Posts: 1321 | Registered: Jun 2006
| IP: Logged |
posted
Yeah, I remember those references too. I'm pretty sure Stilson was waiting for Ender in the tunnel, and Valentine thought about how they moved out of the city to Greensboro for Peter's sake so he could enjoy nature. But, alas, I don't have a copy here at school.
Posts: 100 | Registered: Oct 2006
| IP: Logged |
posted
Upon closer inspection I see that there are a number of references to "corridors".
ie.
"He turned a corner into the corridor leading to the bus stop."
"When kids played in the corridors, whole troops of them, the buggers never won, and sometimes the games got mean."
"How would Ender find them here, among these trees, under this changeable and heavy sky? He had lived deep in corridors all his life, and if he was still in the Battle School, there was less of nature there."
and of course, there are many references to the corridors in Battle School. It seems somewhat vague seeing as how the word "corridor" often means a hallway in a building rather than a tunnel, which is what I took it to mean in these lines. I just assumed that the city is so urbanized that almost everything is indoors. It never occurred to me that it could actually be underground.
Posts: 1569 | Registered: Dec 2004
| IP: Logged |
posted
I had always thought that the word "corridors" was a stylized way of saying that the city was huge, the buildings were tall, and it was all very very urban and mechanized and almost machine-like, and I'm going on and on.
Anyway, I imagined the "corridors" as allys, only with lots of steel instead of lots of brick.
Posts: 33 | Registered: Jun 2006
| IP: Logged |
posted
well, it was the "deep in corridors" and the fact that the bus was in the corridor, and the description of how he got into the "flat" that led me to believe that everything was indoors, though maybe not underground, I dunno.
Posts: 1321 | Registered: Jun 2006
| IP: Logged |
posted
There were some changes in the world between the various versions of "Ender's Game". In the original novella, as reprinted in "First Meetings in the Ender Universe", Ender didn't remember anything of Earth, had lived in the Battle School as far back as his memory went.
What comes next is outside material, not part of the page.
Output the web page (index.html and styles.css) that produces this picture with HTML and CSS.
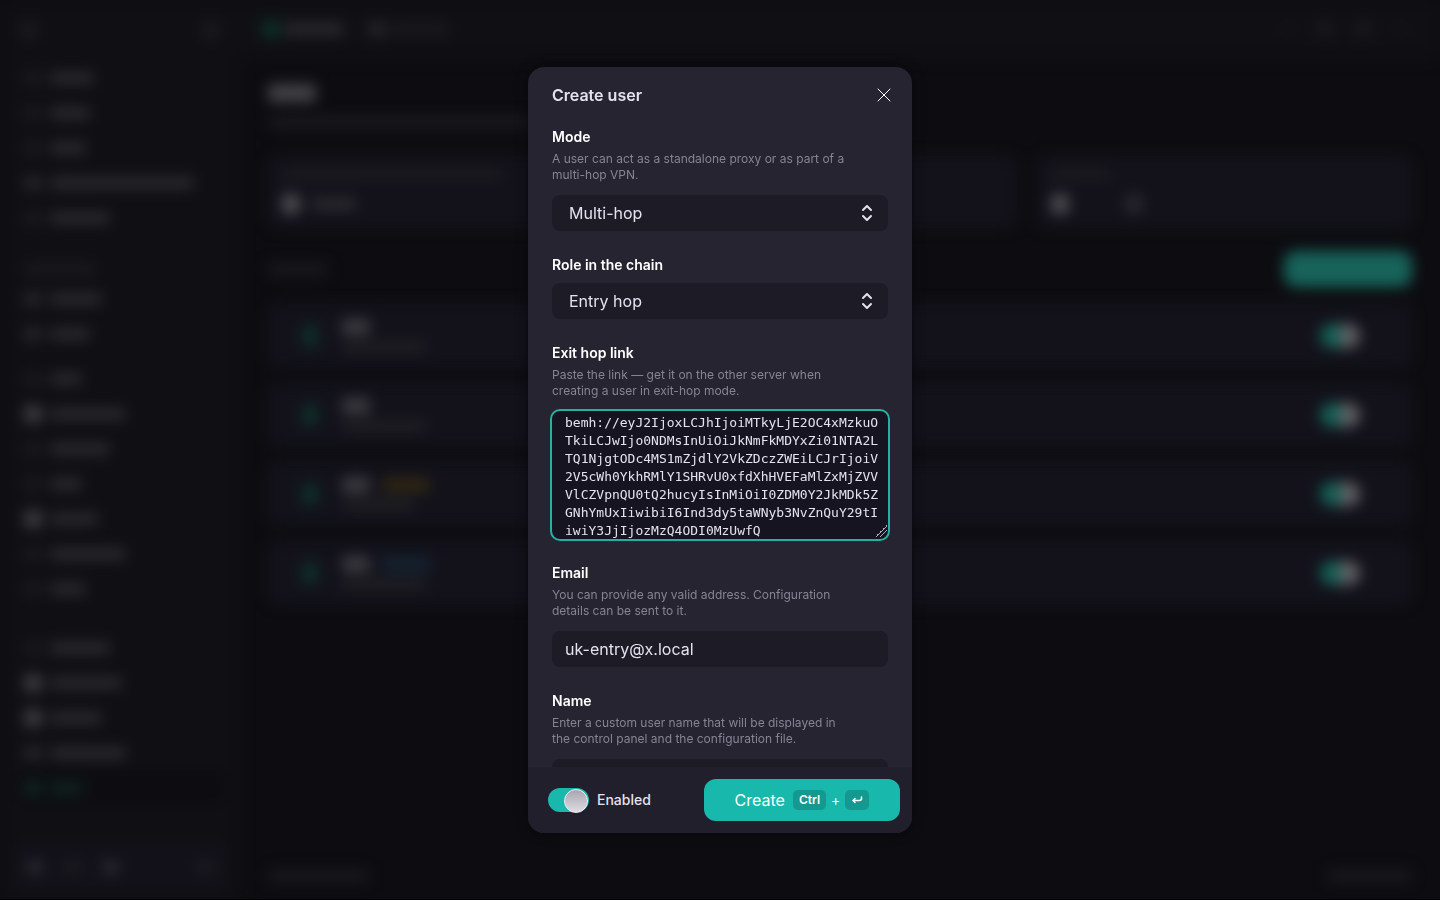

Then the paperback novel "Ender's Game" that I have is called "Author's Definitive Edition", and it's a new copyright 1991. He says as an excuse for writing the new introduction to this edition (the hardcover of which mine is the paperback, actually), "....(something besides the minor changes as I fix the errors and internal contradictions and stylistic excesses that have bothered me ever since the novel first appeared)...."
posted
This isn't necessarily related to the thread - but it's related to the topic so I'm going for it.
I've been resisting reading the Shadow series for a while. I guess I just don't want it to end or something... I used some of a Christmas gift giftcard to Barnes & Noble to pick up Shadow of the Hegemon a little over a week ago and today I picked up Shadow Puppets (glad I read the afterword or I would have really jumped right into Shadow of the Giant) and Shadow of the Giant.
The reason for my post... I got Shadow of the Giant, hardcover, for about six dollars!! Andrew, the nice guy working... who when I called to order the two because when I was there last the woman told me I'd have to order them... told me that they not only had both, but there was some sort of publisher over-stock or something on the hard cover of Shadow of the Giant. He held them at the front for me until I could get there after work.
Score two for Caitlin! Book I really want in hardcover at a great price AND the best Valentine's Day gift I could have asked for!!!
Posts: 1355 | Registered: Jul 2006
| IP: Logged |
posted
Ya I also get the impresion that the major citys expecilay but even to a degree the smaller ones are majorly urban. At one point when Bean and Sister Carlotta arrive in Greensbro they have a discusion about how the inclosed bus system has to go around the rich part of town. so I get the impresion that while you can go outside and may have to in some of the poorer parts of the town, you can also go through whole sections of it without ever steping out of a corridor. So if that was the case in Greesbro then in a bigger city (which ever unnamed city they moved from) it would be like that only more so, so that a person could live there whole life on earth and never see the sun except through a window.
Posts: 38 | Registered: Nov 2006
| IP: Logged |
posted
There are already places where people can do that...and since the sun is only up during the day, I guess you could do it most places. Otherwise the whole vampire mythology would make even less sense.
Posts: 763 | Registered: Aug 1999
| IP: Logged |
posted
If I remember right, the first time that Bean meets the Wiggins, Mrs. Wiggin mistakes him for a sightsee er and to drive him away tells him that Ender didn't grow up there, but bean had already known that.
Posts: 3 | Registered: Feb 2007
| IP: Logged |
posted
This isn't on the topic, but I just finished reading Shadow of the Giant for the first time and had a question.
**----Spoilers----**
At the end, it says that Petra has 10 children (5 of Bean's and 5 of Peter's). This means that they never recovered the last of children (the one with Randi). The last I read of the child, Randi was trying to get onto a colony ship. Since the baby had Anton's Key, wouldn't it have been found out in the 40 to 50 years since it would have left the planet? (even if ColMin hadn't realized the child's condition)
posted
Being on a colony ship, the irregular growth of the child might not have been noticed yet, or the ship's doctor might not have been aware enough to make the connection. Remember that stunt Novihna pulled with Marcao's condition.